One recurring happy moment stands out—the mother and daughter’s shared love of The Wizard of Oz. The dying woman has been sleeping more and more, but when Web puts on the movie, she smiles and stays mostly awake for the film. The mother and daughter absorb their final moments together on the couch as Web watches over them. Soon after, as the mother loses consciousness and enters the final stages of dying, her daughter quietly sings Over the Rainbow.

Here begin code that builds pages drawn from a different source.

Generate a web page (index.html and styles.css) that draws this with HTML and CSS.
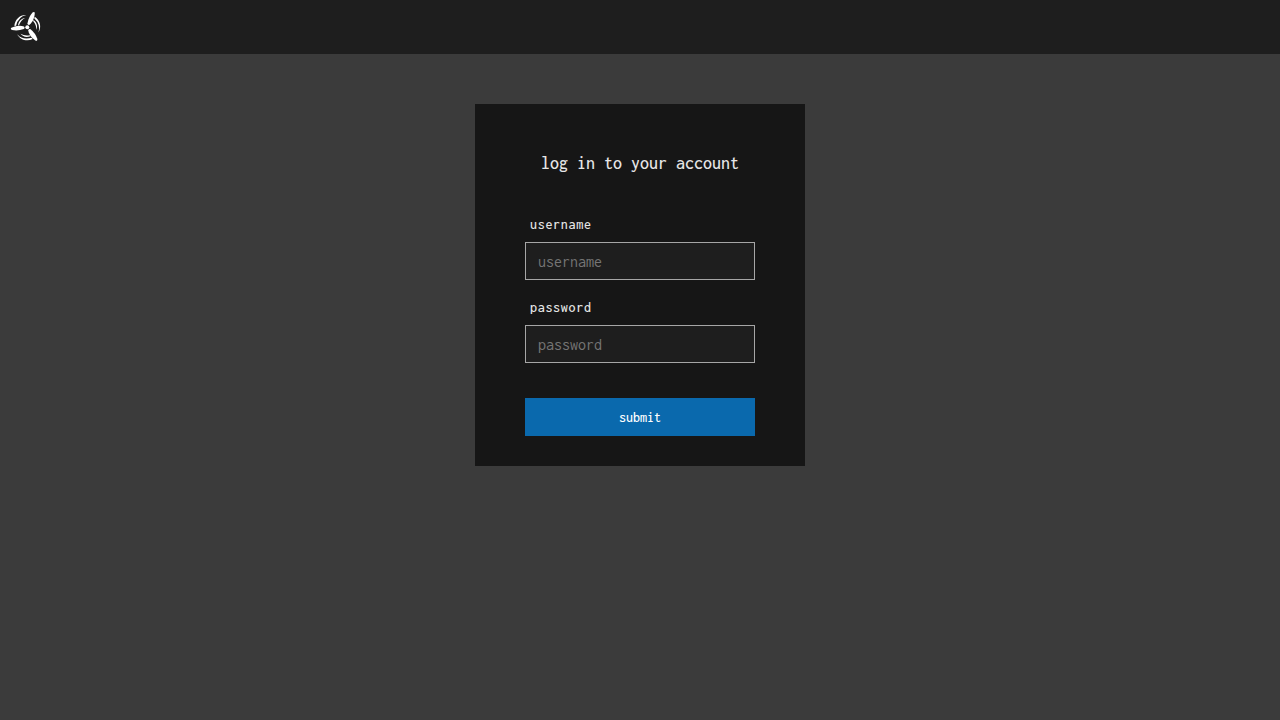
FILE: index.html
```html
<!DOCTYPE html>
<html lang="en">
<head>
<meta charset="utf-8">
<title>log in</title>
<link rel="stylesheet" href="styles.css">
</head>
<body>
<header class="topbar">
  <svg class="logo" viewBox="0 0 32 32" fill="#fff">
    <defs>
      <g id="blade">
        <path d="M.9 18C4 16.4 9 14.6 14 16.4Q15.6 17.9 13.8 19Q8 21.2 2 20Q.4 19.4 .9 18Z"/>
        <path d="M4.4 16C4.8 9.5 10 4.6 16.3 5Q8.2 6.6 6.1 15.7Z"/>
        <path d="M8 15.4C8.5 11.2 11.3 8.4 15 8Q10.7 10.4 9 15.3Z"/>
      </g>
    </defs>
    <use href="#blade"/>
    <use href="#blade" transform="rotate(120 17.3 17.2)"/>
    <use href="#blade" transform="rotate(240 17.3 17.2)"/>
    <circle cx="17.3" cy="17.2" r="2"/>
  </svg>
</header>
<main class="page">
  <form class="login">
    <h1 class="title">log in to your account</h1>
    <label class="label" for="username">username</label>
    <input class="field" id="username" type="text" placeholder="username">
    <label class="label" for="password">password</label>
    <input class="field" id="password" type="password" placeholder="password">
    <button class="submit" type="button">submit</button>
  </form>
</main>
</body>
</html>
```
FILE: styles.css
```css
* { box-sizing: border-box; }
body {
  margin: 0;
  min-height: 100vh;
  background: #3b3b3b;
  color: #e6e6e6;
  font-family: Inconsolata, "DejaVu Sans Mono", monospace;
}
.topbar {
  height: 54px;
  padding: 10px;
  background: #1e1e1e;
}
.logo { display: block; width: 32px; height: 32px; }
.page { display: flex; justify-content: center; padding-top: 50px; }
.login {
  display: flex;
  flex-direction: column;
  width: 330px;
  height: 362px;
  padding: 50px 50px 30px;
  background: #161616;
}
.title {
  margin: 0 0 50px;
  font-size: 18px;
  line-height: 18px;
  font-weight: 500;
  text-align: center;
  white-space: nowrap;
}
.label {
  height: 14px;
  margin: -4px 0 10px 5px;
  font-size: 14px;
  line-height: 14px;
  font-weight: 500;
  letter-spacing: 0.7px;
}
.field {
  width: 230px;
  height: 38px;
  margin: 0 0 25px;
  padding: 1px 12px 0;
  border: 1px solid #a6a6a6;
  border-radius: 0;
  outline: 0;
  background: #1e1e1e;
  color: #e6e6e6;
  font: 16px Inconsolata, "DejaVu Sans Mono", monospace;
}
.field::placeholder { color: #757575; }
.submit {
  height: 38px;
  margin-top: 10px;
  padding: 0;
  border: 0;
  background: #0a69ad;
  color: #fff;
  font: 500 14px Inconsolata, "DejaVu Sans Mono", monospace;
}
```
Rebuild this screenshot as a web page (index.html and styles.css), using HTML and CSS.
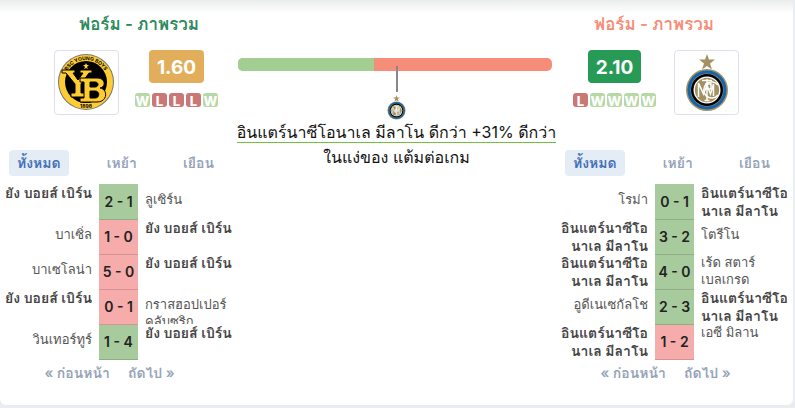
FILE: index.html
```html
<!DOCTYPE html>
<html lang="th">
<head>
<meta charset="utf-8">
<meta name="viewport" content="width=device-width, initial-scale=1">
<title>ฟอร์ม - ภาพรวม</title>
<link rel="stylesheet" href="styles.css">
</head>
<body>

<svg class="defs" aria-hidden="true">
	<symbol id="inter" viewBox="0 0 44 58">
		<path fill="#a39161" d="M22 0l2 5.600h6l-5 3.800 2 6-5-3.500-5 3.500 2-6-5-3.800h6z"/>
		<circle cx="22" cy="36" r="21" fill="#a39161"/>
		<circle cx="22" cy="36" r="19.500" fill="#1264ae"/>
		<circle cx="22" cy="36" r="16.500" fill="#a39161"/>
		<circle cx="22" cy="36" r="16" fill="#000"/>
		<circle cx="22" cy="36" r="13.500" fill="#fff"/>
		<circle cx="22" cy="36" r="12.200" fill="#a39161"/>
		<g fill="none" stroke="#fff" stroke-width="1.500">
			<path d="M13.500 43V29l5 11 3.500-9 3.500 9 3-10v12"/>
			<path d="M22 25v22M19.500 46.500h5M17 26.500h10M20 30h6v5h-6"/>
			<path d="M33 31a8 8 0 1 0 0 10"/>
		</g>
	</symbol>
</svg>

<div class="card">
	<div class="side home">
		<div class="summary">
			<h2>ฟอร์ม - ภาพรวม</h2>
			<div class="team">
				<a class="logo" href="#" aria-label="ยัง บอยส์ เบิร์น">
					<svg width="57" height="57" viewBox="0 0 57 57">
						<circle cx="28" cy="28" r="28" fill="#777"/>
						<circle cx="28" cy="28" r="27" fill="#fc3"/>
						<circle cx="28" cy="28" r="21" fill="#000"/>
						<path id="arcTop" fill="none" d="M6 28a22 22 0 0 1 44 0"/>
						<text class="crest"><textPath href="#arcTop" startOffset="50%" text-anchor="middle">BSC YOUNG BOYS</textPath></text>
						<text class="crest" x="28" y="54" text-anchor="middle">1898</text>
						<path fill="#fc3" d="M28 9l1 2h2l-2 2 1 2-2-1-2 1 1-2-2-2h2z"/>
						<g fill="#fc3" stroke="#000" stroke-width="1">
							<path d="M4 16h13v3h-2l5 7 5-7h-3v-3h12v3h-3l-8 11v9h4v4H13v-4h4v-9L8 19H4z"/>
							<path fill-rule="evenodd" d="M22 24h17c9 0 9 9 3 10 8 1 8 14-3 14H22v-4h4V28h-4zM32 28v5h5c4 0 4-5 0-5zM32 37v7h5c5 0 5-7 0-7z"/>
						</g>
					</svg>
				</a>
				<div class="stats">
					<span class="odds mid">1.60</span>
					<div class="form"><i class="w">W</i><i class="l">L</i><i class="l">L</i><i class="l">L</i><i class="w">W</i></div>
				</div>
			</div>
		</div>
		<div class="tabs">
			<button type="button" class="active">ทั้งหมด</button>
			<button type="button">เหย้า</button>
			<button type="button">เยือน</button>
		</div>
		<table class="results">
			<tr><td class="top"><div><b>ยัง บอยส์ เบิร์น</b></div></td><td class="score win">2 - 1</td><td><div>ลูเซิร์น</div></td></tr>
			<tr><td><div>บาเซิ่ล</div></td><td class="score loss">1 - 0</td><td class="top"><div><b>ยัง บอยส์ เบิร์น</b></div></td></tr>
			<tr><td><div>บาเซโลน่า</div></td><td class="score loss">5 - 0</td><td class="top"><div><b>ยัง บอยส์ เบิร์น</b></div></td></tr>
			<tr><td class="top"><div><b>ยัง บอยส์ เบิร์น</b></div></td><td class="score loss">0 - 1</td><td><div>กราสฮอปเปอร์<br>คลับซูริก</div></td></tr>
			<tr><td><div>วินเทอร์ทูร์</div></td><td class="score win">1 - 4</td><td class="top"><div><b>ยัง บอยส์ เบิร์น</b></div></td></tr>
		</table>
		<div class="pager"><a href="#">« ก่อนหน้า</a><a href="#">ถัดไป »</a></div>
	</div>

	<div class="compare">
		<div class="bar"><div class="bar-home" style="width:43.3%"></div></div>
		<div class="stem"></div>
		<svg class="mark" width="19" height="25"><use href="#inter"/></svg>
		<p><span>อินแตร์นาซีโอนาเล มีลาโน ดีกว่า +31% ดีกว่า</span><br>ในแง่ของ แต้มต่อเกม</p>
	</div>

	<div class="side away">
		<div class="summary">
			<h2>ฟอร์ม - ภาพรวม</h2>
			<div class="team">
				<div class="stats">
					<span class="odds good">2.10</span>
					<div class="form"><i class="l">L</i><i class="w">W</i><i class="w">W</i><i class="w">W</i><i class="w">W</i></div>
				</div>
				<a class="logo" href="#" aria-label="อินแตร์นาซีโอนาเล มีลาโน">
					<svg width="44" height="58"><use href="#inter"/></svg>
				</a>
			</div>
		</div>
		<div class="tabs">
			<button type="button" class="active">ทั้งหมด</button>
			<button type="button">เหย้า</button>
			<button type="button">เยือน</button>
		</div>
		<table class="results">
			<tr><td><div>โรม่า</div></td><td class="score win">0 - 1</td><td class="top"><div><b>อินแตร์นาซีโอ<br>นาเล มีลาโน</b></div></td></tr>
			<tr><td class="top"><div><b>อินแตร์นาซีโอ<br>นาเล มีลาโน</b></div></td><td class="score win">3 - 2</td><td><div>โตรีโน</div></td></tr>
			<tr><td class="top"><div><b>อินแตร์นาซีโอ<br>นาเล มีลาโน</b></div></td><td class="score win">4 - 0</td><td class="top"><div>เร้ด สตาร์<br>เบลเกรด</div></td></tr>
			<tr><td><div>อูดีเนเซกัลโช</div></td><td class="score win">2 - 3</td><td class="top"><div><b>อินแตร์นาซีโอ<br>นาเล มีลาโน</b></div></td></tr>
			<tr><td class="top"><div><b>อินแตร์นาซีโอ<br>นาเล มีลาโน</b></div></td><td class="score loss">1 - 2</td><td class="top"><div>เอซี มิลาน</div></td></tr>
		</table>
		<div class="pager"><a href="#">« ก่อนหน้า</a><a href="#">ถัดไป »</a></div>
	</div>
</div>

</body>
</html>
```
FILE: styles.css
```css
* {
	box-sizing:border-box;
	margin:0;
	padding:0;
}
body {
	background:#E9ECF1;
	color:#222;
	font:14px/17px Inter, Tahoma, Loma, "Noto Sans Thai Looped", Waree, sans-serif;
}
a {
	text-decoration:none;
}
.defs {
	display:block;
	width:0;
	height:0;
}
.card {
	display:grid;
	grid-template-columns:237px minmax(0, 1fr) 237px;
	margin-right:2px;
	padding-bottom:23px;
	border-radius:0 0 6px 6px;
	background:linear-gradient(#EBEDED, #FFF 14px);
}

/* team summary */
.summary {
	padding-top:14px;
}
.home .summary {
	margin:0 13px 0 54px;
}
.away .summary {
	margin:0 54px 0 13px;
}
h2 {
	font-size:17px;
	font-weight:600;
	line-height:20px;
	text-align:center;
	white-space:nowrap;
}
.home h2 {
	color:#2D8A5B;
}
.away h2 {
	color:#F68D79;
}
.team {
	display:flex;
	gap:16px;
	margin-top:16px;
}
.away .team {
	justify-content:flex-end;
	gap:18px;
}
.logo {
	display:flex;
	align-items:center;
	justify-content:center;
	width:65px;
	height:65px;
	border:1px solid #DEDFEA;
	border-radius:4px;
	background:#FFF;
}
.crest {
	font:bold 5px Inter, sans-serif;
}
.stats {
	display:flex;
	flex-direction:column;
	align-items:center;
}
.odds {
	height:33px;
	padding:0 8px;
	border-radius:4px;
	color:#FFF;
	font-size:19px;
	font-weight:700;
	line-height:35px;
}
.mid {
	background:#E3AE5C;
}
.good {
	background:#279B55;
}
.form {
	display:flex;
	gap:2px;
	margin-top:10px;
}
.form i {
	width:15px;
	height:14px;
	border-radius:3px;
	color:#FFF;
	font-size:13px;
	font-style:normal;
	font-weight:800;
	line-height:16px;
	text-align:center;
}
.w {
	background:#B5D8A5;
}
.l {
	background:#C97777;
}

/* centre bar */
.compare {
	display:flex;
	flex-direction:column;
	align-items:center;
	padding-top:58px;
}
.bar {
	align-self:stretch;
	height:13px;
	margin:0 4px 0 1px;
	border-radius:5px;
	background:#F68D79;
	overflow:hidden;
}
.bar-home {
	height:100%;
	background:#A2CE91;
}
.stem {
	position:relative;
	width:2px;
	height:26px;
	margin-top:-5px;
	background:#888;
}
.mark {
	margin-top:3px;
}
.compare p {
	color:#111;
	font-size:16px;
	line-height:25px;
	text-align:center;
	white-space:nowrap;
}
.compare span {
	border-bottom:1px solid #72BF44;
}

/* result lists */
.tabs {
	display:flex;
	justify-content:space-between;
	margin-top:35px;
	padding:0 15px 0 9px;
}
.tabs button {
	height:26px;
	padding:0 8px;
	border:0;
	border-radius:4px;
	background:none;
	color:#94A3B8;
	font:inherit;
	font-weight:600;
	line-height:26px;
	cursor:pointer;
}
.tabs .active {
	background:#E4ECF6;
	color:#4470B9;
}
.results {
	width:100%;
	margin-top:8px;
	border-collapse:collapse;
	table-layout:fixed;
}
.results td {
	height:35px;
	padding:0 7px 0 0;
	color:#555;
	font-size:13px;
	text-align:right;
	vertical-align:top;
	white-space:nowrap;
}
.results td:last-child {
	padding:0 0 0 7px;
	text-align:left;
}
.results div {
	height:35px;
	padding-top:7px;
	overflow:hidden;
}
.results .top div {
	padding-top:0;
}
.results b {
	color:#444;
	font-size:14px;
	font-weight:600;
}
.results .score {
	width:39px;
	padding:0;
	border-bottom:1px solid #8FAF86;
	color:#222;
	font-size:14px;
	font-weight:600;
	text-align:center;
	vertical-align:middle;
}
.results .win {
	background:#A8CB9E;
}
.results .loss {
	border-color:#D59492;
	background:#F6ACAA;
}
.pager {
	display:flex;
	justify-content:center;
	gap:18px;
	margin-top:3px;
	padding-right:18px;
}
.pager a {
	color:#94A3B8;
	font-size:14px;
	font-weight:600;
	line-height:19px;
}
```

Before the pandemic, Web’s job description looked vastly different. As a former animal-enrichment coordinator, she spent her workdays coming up with creative ways to entertain the creatures at the Tennessee Aquarium—a job she lovingly compares to that of a cruise-ship director. She’s filled kiddie pools with colorful plastic balls for the mongooses to dive in and out of. She’s made giant turkeys out of construction paper and paper bags, filling them with fruits and vegetables for the lemurs. She’s fed alligators in front of live audiences.

When she was laid off in October 2020, Web says, she faced low prospects of finding another comparable zoo or aquarium job, so she pursued a career that’s been at the back of her mind since her grandmother died of pancreatic cancer more than 17 years ago. She became a death doula, in hopes that fewer people would spend their final moments surrounded by panicked loved ones the way her 82-year-old grandmother did in 2004. At age 21, it was the first time Web had experienced such a major loss. The diagnosis rocked the rest of the family.

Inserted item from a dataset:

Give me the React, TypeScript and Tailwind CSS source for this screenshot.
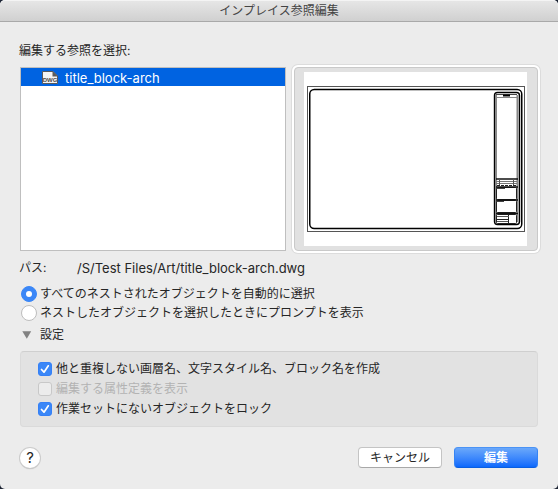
import { ReactNode, useState } from "react";

function DwgIcon() {
  return (
    <svg width="17" height="14" viewBox="0 0 17 14" aria-hidden="true">
      <path d="M0.5 0.5H11L15.5 5V12.5H0.5Z" fill="#f4f4f4" stroke="#5a5a5a" />
      <path d="M10.5 0L16 5.5H10.5Z" fill="#5a5a5a" />
      <text x="8" y="11" textAnchor="middle" fontSize="6" fontWeight="700" fill="#4a4a4a" className="font-['Liberation_Sans',sans-serif]">
        DWG
      </text>
    </svg>
  );
}

function TitleBlockPreview() {
  return (
    <svg
      width="224"
      height="174"
      viewBox="0 0 224 174"
      className="shrink-0"
      role="img"
      aria-label="title_block-arch"
    >
      <rect width="223" height="174" fill="#fff" />
      <g fill="none">
        <rect x="3.5" y="14.5" width="217" height="145" stroke="#555" />
        <rect x="5.75" y="17.5" width="212" height="139" rx="4.5" stroke="#000" strokeWidth="1.5" />
        <rect x="190.5" y="20.5" width="25" height="132" rx="3" stroke="#000" strokeWidth="1.4" />
        <path d="M192 23V150M213.5 23V150" stroke="#888" strokeWidth="2" />
        <path d="M192 22.5H213" stroke="#444" />
        <path d="M199 23.5H206" stroke="#000" strokeWidth="2" />
        <path d="M193 25.5H213" stroke="#888" />
        <path d="M192 107H214" stroke="#111" strokeWidth="1.5" />
        <path d="M192 109.5H213M192 111.5H213" stroke="#777" />
        <path d="M195.5 107V113M209.5 107V113" stroke="#555" />
        <path d="M193 113.5H213" stroke="#222" strokeDasharray="3 1" />
        <rect x="192.5" y="115.5" width="20" height="12" rx="1" stroke="#222" />
        <rect x="192.5" y="128.5" width="20" height="12" rx="1" stroke="#222" />
        <rect x="192.5" y="142.5" width="20" height="9" rx="1" stroke="#222" />
        <path d="M192 115H214M192 128H214M192 141.5H214" stroke="#111" strokeWidth="1.4" />
        <path d="M193 116.5H201M193 129.5H200" stroke="#444" />
        <path d="M204.5 143V151M193 147.5H204" stroke="#222" />
        <path d="M193 144.5H205M193 149.5H204" stroke="#555" />
      </g>
    </svg>
  );
}

function Radio({ label, checked, onSelect }: { label: string; checked: boolean; onSelect: () => void }) {
  return (
    <label className="flex h-[19px] items-center gap-[3px]">
      <span className="grid size-4 place-items-center">
        <input
          type="radio"
          name="nested"
          checked={checked}
          onChange={onSelect}
          className="col-start-1 row-start-1 size-4 appearance-none rounded-full border border-[#bdbdbd] bg-white checked:border-[#3b87f7] checked:bg-[#3b87f7]"
        />
        {checked && <span className="pointer-events-none col-start-1 row-start-1 size-1.5 rounded-full bg-white" />}
      </span>
      {label}
    </label>
  );
}

function Check({ children, initial = false, disabled = false }: { children: ReactNode; initial?: boolean; disabled?: boolean }) {
  const [on, setOn] = useState(initial);
  return (
    <label className={`flex h-5 items-center gap-1 ${disabled ? "text-[#b3b3b3]" : ""}`}>
      <span className="grid size-3.5 place-items-center">
        <input
          type="checkbox"
          checked={on}
          disabled={disabled}
          onChange={() => setOn(!on)}
          className="col-start-1 row-start-1 size-3.5 appearance-none rounded-[3px] border border-[#b8b8b8] bg-white checked:border-[#3580f6] checked:bg-[#3b87f7] disabled:border-[#c8c8c8] disabled:bg-[#ececec]"
        />
        {on && (
          <svg width="14" height="14" viewBox="0 0 14 14" className="pointer-events-none col-start-1 row-start-1" aria-hidden="true">
            <path d="M3.5 7.5L6 10.2L10.3 3.8" fill="none" stroke="#fff" strokeWidth="1.7" strokeLinecap="round" strokeLinejoin="round" />
          </svg>
        )}
      </span>
      {children}
    </label>
  );
}

export default function App() {
  const [mode, setMode] = useState("auto");
  const [open, setOpen] = useState(true);
  return (
    <div className="min-h-screen bg-[#1c2434]">
      <div className="flex min-h-screen flex-col rounded-[5px] bg-[#ececec] font-['Inter','Noto_Sans_CJK_JP',sans-serif] text-xs leading-4 text-[#262626]">
        <header className="flex h-[22px] items-center justify-center rounded-t-[5px] border-t border-b border-t-[#f4f4f4] border-b-[#a9a9a9] bg-linear-to-b from-[#e6e6e6] to-[#d0d0d0]">
          <h1 className="text-[#444]">インプレイス参照編集</h1>
        </header>
        <main className="flex flex-col px-5 pt-[21px] pb-5">
          <h2 id="list-label" className="-ml-px">編集する参照を選択:</h2>
          <div className="mt-2 grid grid-cols-[266fr_244fr] gap-2">
            <ul role="listbox" aria-labelledby="list-label" className="h-[184px] border border-[#bfbfbf] bg-white">
              <li role="option" aria-selected="true" className="flex h-[18px] items-center gap-1.5 bg-[#0063e1] pt-0.5 pl-[21px] text-[13px] text-white">
                <DwgIcon />
                title_block-arch
              </li>
            </ul>
            <div className="flex h-[184px] items-center justify-center rounded-sm border border-[#c9c9c9] bg-[#e1e1e1] shadow-[0_0_0_2px_#fff,0_0_0_3px_#dcdcdc]">
              <TitleBlockPreview />
            </div>
          </div>
          <dl className="-ml-px mt-[9px] flex">
            <dt className="w-[58px]">パス:</dt>
            <dd className="text-[13px]">/S/Test Files/Art/title_block-arch.dwg</dd>
          </dl>
          <div role="radiogroup" className="mt-2 pl-px">
            <Radio label="すべてのネストされたオブジェクトを自動的に選択" checked={mode === "auto"} onSelect={() => setMode("auto")} />
            <Radio label="ネストしたオブジェクトを選択したときにプロンプトを表示" checked={mode === "prompt"} onSelect={() => setMode("prompt")} />
          </div>
          <button type="button" aria-expanded={open} onClick={() => setOpen(!open)} className="mt-[5px] flex items-center gap-2 self-start pl-0.5">
            <svg width="10" height="8" viewBox="0 0 10 8" aria-hidden="true">
              <path d="M0.3 0.3H9.2L4.8 7.8Z" fill="#828282" />
            </svg>
            設定
          </button>
          {open && (
            <section className="mt-2 rounded-sm border border-[#dadada] border-t-[#cfcfcf] bg-[#e2e2e2] px-[17px] py-[7px]">
              <Check initial>他と重複しない画層名、文字スタイル名、ブロック名を作成</Check>
              <Check disabled>編集する属性定義を表示</Check>
              <Check initial>作業セットにないオブジェクトをロック</Check>
            </section>
          )}
          <footer className="mt-5 flex items-center gap-3">
            <button type="button" aria-label="ヘルプ" className="mr-auto size-5 rounded-full bg-white text-[15px] shadow-[0_0_0_1px_#cccccc,0_1px_1px_#999]">
              ?
            </button>
            <button type="button" className="h-[21px] w-[84px] rounded-sm border border-[#c4c4c4] border-b-[#a8a8a8] bg-white">
              キャンセル
            </button>
            <button type="button" className="h-[21px] w-[84px] rounded-sm border border-t-[#4b93f5] border-x-[#3584f5] border-b-[#0a5ee0] bg-linear-to-b from-[#6aa8fa] to-[#0a68fc] font-bold text-white">
              編集
            </button>
          </footer>
        </main>
      </div>
    </div>
  );
}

“I was very lost in that experience,” says Web, who was more than 1,000 miles away when her grandmother died. “No one else seemed to know what to do.” Web wishes she and her family could have better understood the disease, the dying process and how much time they realistically had left, so they could’ve better comforted their matriarch. “I promised, no matter what, I would never let that happen again,” Web says.

Before she was laid off at the aquarium, Web kept two reminders of the finality of life on her office desk: a computer background image of the universe and a papier-mâché skull. “My motto was, the universe is big and life is short,” she says.